= TASK BRIEF =
Search the data for the string "this" and gather each line it is in.

>>>

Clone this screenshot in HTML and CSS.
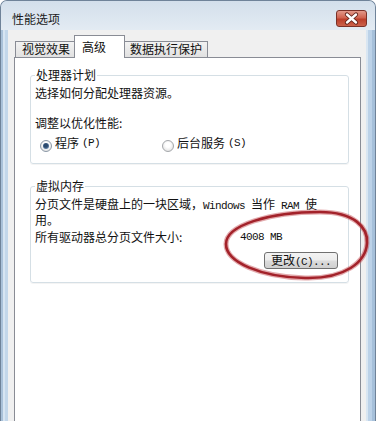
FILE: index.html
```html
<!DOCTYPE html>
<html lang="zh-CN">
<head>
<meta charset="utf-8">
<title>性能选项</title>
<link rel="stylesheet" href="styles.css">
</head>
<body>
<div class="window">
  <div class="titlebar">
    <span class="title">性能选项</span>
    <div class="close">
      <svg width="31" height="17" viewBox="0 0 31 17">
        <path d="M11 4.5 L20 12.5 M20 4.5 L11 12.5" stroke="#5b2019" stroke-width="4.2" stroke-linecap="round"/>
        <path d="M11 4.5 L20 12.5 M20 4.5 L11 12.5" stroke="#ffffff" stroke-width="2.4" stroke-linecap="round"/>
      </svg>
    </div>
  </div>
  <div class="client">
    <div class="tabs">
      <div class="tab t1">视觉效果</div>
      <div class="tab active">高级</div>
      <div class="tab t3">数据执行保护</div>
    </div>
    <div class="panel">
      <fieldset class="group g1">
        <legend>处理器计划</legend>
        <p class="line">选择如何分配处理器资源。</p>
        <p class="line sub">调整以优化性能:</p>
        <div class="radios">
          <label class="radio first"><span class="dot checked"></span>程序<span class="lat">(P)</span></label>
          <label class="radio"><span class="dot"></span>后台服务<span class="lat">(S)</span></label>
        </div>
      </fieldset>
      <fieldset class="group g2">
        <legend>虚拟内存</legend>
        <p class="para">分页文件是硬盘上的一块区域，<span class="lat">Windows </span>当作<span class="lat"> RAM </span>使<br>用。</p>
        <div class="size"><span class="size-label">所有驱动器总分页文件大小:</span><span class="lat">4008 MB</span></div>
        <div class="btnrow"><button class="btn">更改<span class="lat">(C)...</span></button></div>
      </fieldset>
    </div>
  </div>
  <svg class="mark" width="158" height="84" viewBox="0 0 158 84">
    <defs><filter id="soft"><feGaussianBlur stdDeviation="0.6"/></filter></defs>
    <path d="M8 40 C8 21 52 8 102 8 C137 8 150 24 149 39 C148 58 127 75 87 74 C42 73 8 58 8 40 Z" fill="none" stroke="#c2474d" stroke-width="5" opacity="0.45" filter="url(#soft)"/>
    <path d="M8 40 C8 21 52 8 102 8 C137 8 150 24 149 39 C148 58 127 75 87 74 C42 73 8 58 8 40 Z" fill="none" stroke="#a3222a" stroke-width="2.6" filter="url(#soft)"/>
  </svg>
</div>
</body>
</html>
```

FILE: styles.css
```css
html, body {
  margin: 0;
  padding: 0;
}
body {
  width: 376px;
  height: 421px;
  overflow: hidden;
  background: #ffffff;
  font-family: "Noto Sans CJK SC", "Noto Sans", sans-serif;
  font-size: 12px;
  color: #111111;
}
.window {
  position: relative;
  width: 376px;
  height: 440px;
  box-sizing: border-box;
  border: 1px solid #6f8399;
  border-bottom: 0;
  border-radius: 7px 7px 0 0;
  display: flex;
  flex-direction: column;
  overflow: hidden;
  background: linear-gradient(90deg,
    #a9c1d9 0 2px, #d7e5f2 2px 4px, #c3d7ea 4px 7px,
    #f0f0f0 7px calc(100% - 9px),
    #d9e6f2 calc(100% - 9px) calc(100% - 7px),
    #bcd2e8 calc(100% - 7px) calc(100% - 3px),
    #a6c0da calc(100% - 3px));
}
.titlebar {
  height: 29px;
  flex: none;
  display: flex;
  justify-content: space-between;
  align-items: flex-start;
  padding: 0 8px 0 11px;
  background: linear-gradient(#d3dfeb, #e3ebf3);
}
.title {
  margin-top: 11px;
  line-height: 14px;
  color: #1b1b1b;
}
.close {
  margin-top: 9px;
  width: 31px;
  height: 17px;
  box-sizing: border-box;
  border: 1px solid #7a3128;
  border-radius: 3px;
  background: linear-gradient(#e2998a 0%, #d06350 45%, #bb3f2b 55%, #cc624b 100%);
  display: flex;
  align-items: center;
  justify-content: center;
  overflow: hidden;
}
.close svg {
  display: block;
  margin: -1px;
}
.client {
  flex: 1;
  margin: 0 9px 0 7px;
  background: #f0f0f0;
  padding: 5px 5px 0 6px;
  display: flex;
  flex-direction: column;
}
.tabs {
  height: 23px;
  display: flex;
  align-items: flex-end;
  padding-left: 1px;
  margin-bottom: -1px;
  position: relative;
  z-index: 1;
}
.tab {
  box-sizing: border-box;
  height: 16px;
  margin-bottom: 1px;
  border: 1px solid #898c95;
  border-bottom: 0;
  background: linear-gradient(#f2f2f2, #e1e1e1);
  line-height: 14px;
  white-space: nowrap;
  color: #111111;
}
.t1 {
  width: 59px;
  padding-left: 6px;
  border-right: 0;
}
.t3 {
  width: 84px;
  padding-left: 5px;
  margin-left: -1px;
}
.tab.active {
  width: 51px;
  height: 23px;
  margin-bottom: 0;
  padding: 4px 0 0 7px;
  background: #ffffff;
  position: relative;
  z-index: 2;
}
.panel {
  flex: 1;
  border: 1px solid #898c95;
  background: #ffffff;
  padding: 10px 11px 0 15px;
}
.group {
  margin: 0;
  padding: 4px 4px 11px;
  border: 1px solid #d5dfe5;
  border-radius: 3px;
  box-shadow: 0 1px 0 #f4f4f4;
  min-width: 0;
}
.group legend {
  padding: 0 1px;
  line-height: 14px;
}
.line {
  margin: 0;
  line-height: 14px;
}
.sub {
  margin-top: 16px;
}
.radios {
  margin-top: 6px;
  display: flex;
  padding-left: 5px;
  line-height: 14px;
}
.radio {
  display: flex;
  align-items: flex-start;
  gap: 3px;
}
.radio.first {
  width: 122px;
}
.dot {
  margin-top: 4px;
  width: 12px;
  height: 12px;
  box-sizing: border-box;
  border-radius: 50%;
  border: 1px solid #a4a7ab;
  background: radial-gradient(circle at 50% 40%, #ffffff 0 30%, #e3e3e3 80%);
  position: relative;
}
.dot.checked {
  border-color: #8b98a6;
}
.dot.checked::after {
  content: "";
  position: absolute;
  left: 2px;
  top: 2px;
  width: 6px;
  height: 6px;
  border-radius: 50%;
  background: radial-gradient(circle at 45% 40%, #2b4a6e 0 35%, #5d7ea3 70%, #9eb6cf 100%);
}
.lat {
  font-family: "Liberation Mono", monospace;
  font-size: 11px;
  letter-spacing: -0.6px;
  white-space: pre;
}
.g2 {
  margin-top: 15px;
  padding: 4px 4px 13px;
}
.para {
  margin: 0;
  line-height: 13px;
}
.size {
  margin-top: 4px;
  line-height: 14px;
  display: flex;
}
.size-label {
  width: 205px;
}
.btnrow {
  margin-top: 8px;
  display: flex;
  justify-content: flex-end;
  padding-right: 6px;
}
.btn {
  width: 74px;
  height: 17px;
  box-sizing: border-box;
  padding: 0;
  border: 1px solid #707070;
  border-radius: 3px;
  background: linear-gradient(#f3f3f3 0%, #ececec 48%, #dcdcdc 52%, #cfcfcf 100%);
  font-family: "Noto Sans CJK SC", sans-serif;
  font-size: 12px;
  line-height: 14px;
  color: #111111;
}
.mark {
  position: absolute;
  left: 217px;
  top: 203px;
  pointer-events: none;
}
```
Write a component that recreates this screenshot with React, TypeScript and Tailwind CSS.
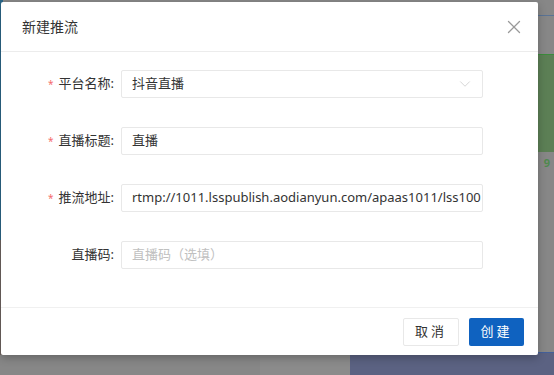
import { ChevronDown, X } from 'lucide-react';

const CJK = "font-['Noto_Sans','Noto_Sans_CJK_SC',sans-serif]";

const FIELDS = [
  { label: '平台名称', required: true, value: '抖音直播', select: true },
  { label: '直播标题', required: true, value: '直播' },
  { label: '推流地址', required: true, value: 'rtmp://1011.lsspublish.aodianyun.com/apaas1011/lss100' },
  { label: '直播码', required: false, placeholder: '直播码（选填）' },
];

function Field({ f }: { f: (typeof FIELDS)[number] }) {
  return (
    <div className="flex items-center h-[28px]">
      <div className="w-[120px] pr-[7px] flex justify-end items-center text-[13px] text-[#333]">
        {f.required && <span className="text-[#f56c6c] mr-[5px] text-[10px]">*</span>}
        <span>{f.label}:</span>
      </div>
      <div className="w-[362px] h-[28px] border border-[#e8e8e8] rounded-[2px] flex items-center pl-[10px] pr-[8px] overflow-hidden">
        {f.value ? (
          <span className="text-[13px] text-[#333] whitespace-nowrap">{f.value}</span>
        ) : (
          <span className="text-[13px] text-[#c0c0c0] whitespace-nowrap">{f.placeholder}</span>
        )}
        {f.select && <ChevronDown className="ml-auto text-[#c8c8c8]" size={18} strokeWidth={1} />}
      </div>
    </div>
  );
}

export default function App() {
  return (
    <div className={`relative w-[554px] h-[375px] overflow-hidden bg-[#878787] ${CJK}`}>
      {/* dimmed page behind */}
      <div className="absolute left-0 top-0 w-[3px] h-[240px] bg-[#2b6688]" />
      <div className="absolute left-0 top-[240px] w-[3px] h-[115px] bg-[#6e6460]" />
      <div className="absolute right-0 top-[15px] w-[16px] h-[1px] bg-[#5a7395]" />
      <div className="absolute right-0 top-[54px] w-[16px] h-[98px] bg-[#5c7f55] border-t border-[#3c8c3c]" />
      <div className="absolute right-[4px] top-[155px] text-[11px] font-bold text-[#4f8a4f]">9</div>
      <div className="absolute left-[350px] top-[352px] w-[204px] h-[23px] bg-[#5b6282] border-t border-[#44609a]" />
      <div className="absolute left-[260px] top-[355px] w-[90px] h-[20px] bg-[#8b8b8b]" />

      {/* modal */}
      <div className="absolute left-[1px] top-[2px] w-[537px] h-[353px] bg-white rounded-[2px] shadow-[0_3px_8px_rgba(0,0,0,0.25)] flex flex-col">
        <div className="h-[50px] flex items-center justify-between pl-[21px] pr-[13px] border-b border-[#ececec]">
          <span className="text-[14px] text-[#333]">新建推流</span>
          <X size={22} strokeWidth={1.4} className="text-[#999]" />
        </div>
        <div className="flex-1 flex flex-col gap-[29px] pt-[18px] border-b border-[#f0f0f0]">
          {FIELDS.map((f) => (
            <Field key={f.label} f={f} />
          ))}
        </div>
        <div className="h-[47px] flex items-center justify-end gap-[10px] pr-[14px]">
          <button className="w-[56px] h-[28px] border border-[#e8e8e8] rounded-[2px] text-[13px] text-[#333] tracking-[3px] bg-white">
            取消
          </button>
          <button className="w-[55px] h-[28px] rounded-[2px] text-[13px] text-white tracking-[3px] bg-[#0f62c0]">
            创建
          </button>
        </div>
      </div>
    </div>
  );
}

<<<

= WRITTEN REPLY =
Clone this screenshot in HTML and CSS.
Write a component that recreates this screenshot with React, TypeScript and Tailwind CSS.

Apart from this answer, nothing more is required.